Jihad Watch reader Paul has informed me that in its coverage of the murder of journalist Hrant Dink in Turkey, the mainstream media is neglecting to mention that the killer cried, “I shot the non-Muslim,” as we reported here yesterday.
That little detail appeared in a Reuters report, but now, Paul points out, it is gone. The original Reuters story containing the quote is still at Gulf Times.
Nor is it mentioned in the New York Times report on the assassination, or CNN’s. AFP? Nope. AP? Forget it. It likewise goes unmentioned in AP’s story on the arrest of three suspects in the murder.
Now why would this be initially reported and then disappear without a trace (or a retraction)? If it were inaccurate, I would expect some kind of correction or retraction to appear. And I certainly know from personal experience that the mainstream media, both liberal and conservative, is extremely reluctant to discuss the possibility that there might be some aspect of Islam that incites to violence, or that Muslims are committing violence because of religious principles, not because of poverty or ethnicity or Abu Ghraib or Britney Spears or whatever. And then there are the powerful Muslim advocacy groups in Western countries, which portray any honest depiction of jihad violence as “Islamophobia.”
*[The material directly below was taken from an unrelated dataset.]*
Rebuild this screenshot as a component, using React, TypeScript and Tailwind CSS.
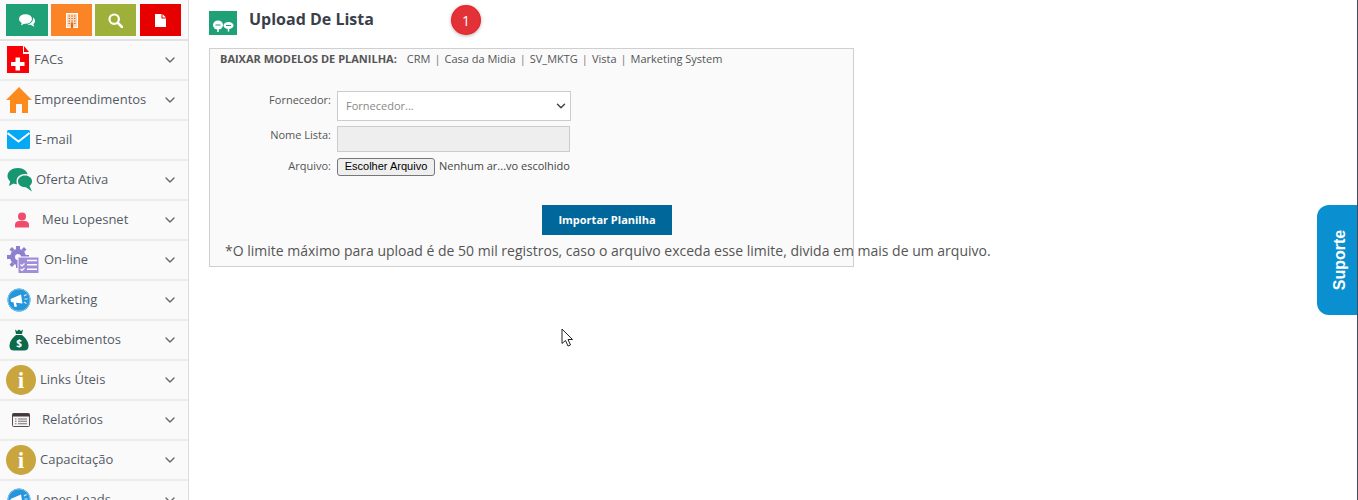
import React from 'react';
import { ChevronDown } from 'lucide-react';

const font = "font-['Open_Sans',sans-serif]";

const FacIcon = () => (
  <svg width="24" height="30" viewBox="0 0 24 30">
    <path d="M1 1H17V9H23V28H1Z" fill="#fb0007" />
    <path d="M18 1L23 7H18Z" fill="#fb0007" />
    <path d="M9.500 12.500H14V17H18.500V21H14V25.500H9.500V21H5V17H9.500Z" fill="#fff" />
  </svg>
);

const HomeIcon = () => (
  <svg width="26" height="28" viewBox="0 0 26 28">
    <path d="M13 1L26 14H22V27H16V18H10V27H4V14H0Z" fill="#fd8a1c" />
  </svg>
);

const MailIcon = () => (
  <svg width="24" height="20" viewBox="0 0 24 20">
    <rect x="0" y="0" width="23" height="19" rx="1.500" fill="#03a9f4" />
    <path d="M0.500 3L11.500 11.500L22.500 3" fill="none" stroke="#fff" strokeWidth="2" />
  </svg>
);

const ChatIcon = () => (
  <svg width="26" height="26" viewBox="0 0 26 26">
    <path d="M11 1C16.500 1 20 4 20.500 7.500C15 6 9.500 9 9.500 14.500C9.500 15.500 9.700 16.500 10 17.200C8.500 17.200 7.500 17 6.500 16.600L2 19L3.200 14.500C1.500 12.800 0.500 11 0.500 9C0.500 4.500 5 1 11 1Z" fill="#17966f" />
    <path d="M18 8.500C22 8.500 25 11 25 14.300C25 16.300 24 18 22.500 19L25 24.500L19 20.200C14.500 20.500 11 18 11 14.300C11 11 14 8.500 18 8.500Z" fill="#17966f" />
  </svg>
);

const UserIcon = () => (
  <svg width="16" height="16" viewBox="0 0 16 16">
    <circle cx="8" cy="4.500" r="4" fill="#f04d6c" />
    <path d="M1 15.500V12.500C1 10.500 3 9 5 9H11C13 9 15 10.500 15 12.500V15.500Z" fill="#f04d6c" />
  </svg>
);

const GearIcon = () => (
  <svg width="33" height="28" viewBox="0 0 33 28">
    <circle cx="11" cy="11" r="5.500" fill="none" stroke="#8f7fcf" strokeWidth="5" />
    <path d="M9 0H13V4H9ZM9 18H13V22H9ZM0 9H4V13H0ZM18 9H22V13H18ZM2.500 3.500L5 1L7.500 3.500L5 6ZM14.500 3.500L17 1L19.500 3.500L17 6ZM2.500 18.500L5 16L7.500 18.500L5 21Z" fill="#8f7fcf" />
    <rect x="11" y="11" width="21" height="16.500" fill="#9e8fd8" stroke="#fafafa" strokeWidth="1" />
    <path d="M20 14.500H30M20 18.800H30M20 23.300H30" stroke="#fff" strokeWidth="1.500" />
    <path d="M13.500 18.500L15 20L17.500 17.500M13.500 23L15 24.500L17.500 22" fill="none" stroke="#fff" strokeWidth="1.200" />
  </svg>
);

const MegaphoneIcon = () => (
  <svg width="24" height="24" viewBox="0 0 24 24">
    <circle cx="12" cy="12" r="11.500" fill="#2496dc" />
    <circle cx="12" cy="12" r="11" fill="none" stroke="#7cc0ea" strokeWidth="1" />
    <path d="M3.500 11L14 6.500L15.500 15.500L9 14.700L10 18.500L7.500 19L6.500 14.300L4 14Z" fill="#fff" />
    <path d="M17 8L19.500 6.500M17.500 11H20.500M17 14L19.500 15.500" stroke="#dbeefb" strokeWidth="1.200" />
  </svg>
);

const MoneyIcon = () => (
  <svg width="20" height="22" viewBox="0 0 20 22">
    <path d="M6 0.500L8 2L10 0.500L12 2L14 0.500L13 5H7Z" fill="#0b6a4b" />
    <path d="M7 6H13C17 9 19.500 13 19.500 17C19.500 20 18 21.500 15 21.500H5C2 21.500 0.500 20 0.500 17C0.500 13 3 9 7 6Z" fill="#0b6a4b" />
    <text x="10" y="18" textAnchor="middle" fontSize="10" fontWeight="700" fill="#fff" fontFamily="Open Sans">$</text>
  </svg>
);

const InfoIcon = () => (
  <div className="flex h-[30px] w-[30px] items-center justify-center rounded-full bg-[#c8a63d] font-['Liberation_Serif',serif] text-[23px] font-bold leading-none text-white">
    i
  </div>
);

const ReportIcon = () => (
  <svg width="18" height="14" viewBox="0 0 18 14">
    <rect x="0.500" y="0.500" width="17" height="13" rx="1" fill="#f4f4f4" stroke="#5d4a4a" />
    <rect x="0.500" y="0.500" width="17" height="3" fill="#43383a" />
    <path d="M3 6H4.500M6 6H15M3 8.300H4.500M6 8.300H15M3 10.700H4.500M6 10.700H15" stroke="#7a6f72" strokeWidth="1.100" />
  </svg>
);

// label offset differs per row in the original menu, so each item carries its own
const menu = [
  { label: 'FACs', icon: <FacIcon />, iconBox: 'w-[34px] pl-[6px]', chevron: true },
  { label: 'Empreendimentos', icon: <HomeIcon />, iconBox: 'w-[34px] pl-[6px]', chevron: true },
  { label: 'E-mail', icon: <MailIcon />, iconBox: 'w-[35px] pl-[7px]', chevron: false },
  { label: 'Oferta Ativa', icon: <ChatIcon />, iconBox: 'w-[36px] pl-[7px]', chevron: true },
  { label: 'Meu Lopesnet', icon: <UserIcon />, iconBox: 'w-[42px] pl-[14px]', chevron: true },
  { label: 'On-line', icon: <GearIcon />, iconBox: 'w-[44px] pl-[7px]', chevron: true },
  { label: 'Marketing', icon: <MegaphoneIcon />, iconBox: 'w-[36px] pl-[7px]', chevron: true },
  { label: 'Recebimentos', icon: <MoneyIcon />, iconBox: 'w-[35px] pl-[9px]', chevron: true },
  { label: 'Links Úteis', icon: <InfoIcon />, iconBox: 'w-[40px] pl-[6px]', chevron: true },
  { label: 'Relatórios', icon: <ReportIcon />, iconBox: 'w-[42px] pl-[12px]', chevron: true },
  { label: 'Capacitação', icon: <InfoIcon />, iconBox: 'w-[40px] pl-[6px]', chevron: true },
  { label: 'Lopes Leads', icon: <MegaphoneIcon />, iconBox: 'w-[36px] pl-[7px]', chevron: true },
];

const labels = 'w-[127px] shrink-0 pr-[6px] text-right text-[11px] text-[#555]';

export default function App() {
  return (
    <div className={`relative flex h-[500px] w-[1358px] overflow-hidden bg-white ${font}`}>
      {/* Sidebar */}
      <aside className="h-[500px] w-[189px] shrink-0 overflow-hidden border-r border-[#dcdcdc] bg-[#fafafa]">
        <div className="flex h-[41px] gap-[3px] border-b-2 border-[#e2e2e2] pl-[6px] pt-[4px]">
          <div className="flex h-[32px] w-[42px] items-center justify-center bg-[#1fa077]">
            <svg width="16" height="13" viewBox="0 0 16 13">
              <ellipse cx="6.500" cy="5" rx="6.500" ry="4.800" fill="#fff" />
              <path d="M3 8L2 11.500L6.500 9Z" fill="#fff" />
              <path d="M14 3.500C15.300 4.500 16 5.600 16 7C16 8.300 15.300 9.300 14.300 10L15.300 12.800L11.500 10.800C10.500 10.900 9.500 10.700 8.500 10.300C11.500 10 14.500 7.500 14 3.500Z" fill="#fff" />
            </svg>
          </div>
          <div className="flex h-[32px] w-[41px] items-center justify-center bg-[#fb8427]">
            <svg width="12" height="15" viewBox="0 0 12 15">
              <rect x="0.500" y="0.500" width="11" height="14" fill="#fbd9bc" stroke="#fff" />
              <path d="M2.500 3H4M5.300 3H6.800M8 3H9.500M2.500 5.500H4M5.300 5.500H6.800M8 5.500H9.500M2.500 8H4M5.300 8H6.800M8 8H9.500M2.500 10.500H4M8 10.500H9.500M5.500 10V14.500H6.500V10Z" stroke="#d9691c" strokeWidth="1.200" />
            </svg>
          </div>
          <div className="flex h-[32px] w-[41px] items-center justify-center bg-[#9fb03a]">
            <svg width="15" height="15" viewBox="0 0 15 15">
              <circle cx="6.200" cy="6.200" r="4.700" fill="none" stroke="#fff" strokeWidth="2.200" />
              <path d="M9.800 9.800L14 14" stroke="#fff" strokeWidth="2.500" strokeLinecap="round" />
            </svg>
          </div>
          <div className="ml-[1px] flex h-[32px] w-[41px] items-center justify-center bg-[#e60000]">
            <svg width="11" height="13" viewBox="0 0 11 13">
              <path d="M0 0H6.500V4.500H11V13H0ZM7.500 0L11 3.500H7.500Z" fill="#fff" />
            </svg>
          </div>
        </div>
        {menu.map((item) => (
          <div key={item.label} className="flex h-[40px] items-center border-b-2 border-[#ececec] text-[13px] text-[#555a66]">
            <div className={`flex shrink-0 items-center ${item.iconBox}`}>{item.icon}</div>
            <span className="grow whitespace-nowrap">{item.label}</span>
            {item.chevron && <ChevronDown size={16} className="mr-[10px] text-[#666]" />}
          </div>
        ))}
      </aside>

      {/* Content */}
      <main className="grow pl-[20px]">
        <div className="flex h-[48px] items-start">
          <div className="mt-[11px] flex h-[24px] w-[28px] items-end justify-center bg-[#1fa077] pb-[3px]">
            <svg width="22" height="12" viewBox="0 0 22 12">
              <ellipse cx="6" cy="5" rx="5" ry="4.500" fill="#fff" />
              <ellipse cx="16.500" cy="5.500" rx="5" ry="3.500" fill="#fff" />
              <path d="M6 9V12M16.500 9V11.500" stroke="#fff" strokeWidth="1.500" />
              <path d="M3.500 5H8.500M14 5.500H19" stroke="#1fa077" strokeWidth="1.200" />
            </svg>
          </div>
          <h1 className="ml-[12px] mt-[8px] text-[16px] font-bold leading-[22px] text-[#3a3f4a]">Upload De Lista</h1>
        </div>

        <section className="h-[219px] w-[645px] border border-[#cfcfcf] bg-[#fafafa]">
          <div className="flex h-[20px] items-center pl-[10px] text-[11px] text-[#555]">
            <b className="mr-[10px] font-bold">BAIXAR MODELOS DE PLANILHA:</b>
            <span>CRM</span>
            <span className="mx-[4px] text-[#777]">|</span>
            <span>Casa da Midia</span>
            <span className="mx-[4px] text-[#777]">|</span>
            <span>SV_MKTG</span>
            <span className="mx-[4px] text-[#777]">|</span>
            <span>Vista</span>
            <span className="mx-[4px] text-[#777]">|</span>
            <span>Marketing System</span>
          </div>

          <div className="mt-[22px] flex h-[30px] items-start">
            <label className={`${labels} pt-[1px]`}>Fornecedor:</label>
            <div className="flex h-[30px] w-[234px] items-center justify-between border border-[#ccc] bg-white pl-[8px] pr-[2px] text-[11px] text-[#888]">
              Fornecedor...
              <ChevronDown size={14} strokeWidth={2.500} className="text-[#444]" />
            </div>
          </div>
          <div className="mt-[5px] flex h-[26px] items-start">
            <label className={`${labels} pt-[1px]`}>Nome Lista:</label>
            <div className="h-[26px] w-[233px] border border-[#ccc] bg-[#eee]" />
          </div>
          <div className="mt-[5px] flex h-[19px] items-center">
            <label className={labels}>Arquivo:</label>
            <div className="flex w-[240px] items-center whitespace-nowrap text-[11px] text-[#444]">
              <span className="flex h-[18px] w-[98px] items-center justify-center rounded-[3px] border border-[#767676] bg-[#efefef] font-['Liberation_Sans',sans-serif] text-[11px] text-black">
                Escolher Arquivo
              </span>
              <span className="ml-[4px]">Nenhum ar...vo escolhido</span>
            </div>
          </div>

          <div className="mt-[29px] flex pl-[332px]">
            <button className="h-[30px] w-[130px] bg-[#00679a] text-[11px] font-bold text-white">Importar Planilha</button>
          </div>
          <p className="mt-[6px] whitespace-nowrap pl-[15px] text-[14px] leading-[20px] text-[#555]">
            *O limite máximo para upload é de 50 mil registros, caso o arquivo exceda esse limite, divida em mais de um arquivo.
          </p>
        </section>
      </main>

      {/* Floating bits */}
      <div className="absolute left-[452px] top-[6px] flex h-[28px] w-[28px] items-center justify-center rounded-full bg-[#e23237] text-[14px] text-white shadow-[0_1px_4px_rgba(0,0,0,0.45)] ring-1 ring-[#f01c20]">
        1
      </div>
      <div className="absolute left-[1317px] top-[205px] flex h-[110px] w-[40px] items-center justify-center rounded-l-[12px] bg-[#0a90d0] pl-[6px]">
        <span className="-rotate-90 whitespace-nowrap font-['Liberation_Sans',sans-serif] text-[16px] font-bold text-white">Suporte</span>
      </div>
      <div className="absolute right-0 top-0 h-[500px] w-[1px] bg-[#444c5c]" />
      <svg className="absolute left-[561px] top-[328px]" width="13" height="20" viewBox="0 0 13 20">
        <path d="M1 1V15.500L4.500 12.500L7 18L9.500 17L7 11.500H11.500Z" fill="#fff" stroke="#222" strokeWidth="1" />
      </svg>
    </div>
  );
}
Was this “I shot the non-Muslim” cry killfiled because of political correctness and fear? So that the foolish kuffar would go back to sleep, untroubled by anxieties of jihad?
UPDATE: Paul tells me that Charles Johnson at LGF, who is far better at this sort of detective work than I am, has found a Telegraph story that translates the cry as “I shot the infidel.” Paul observes that that is much more likely to be what was actually said, and I agree.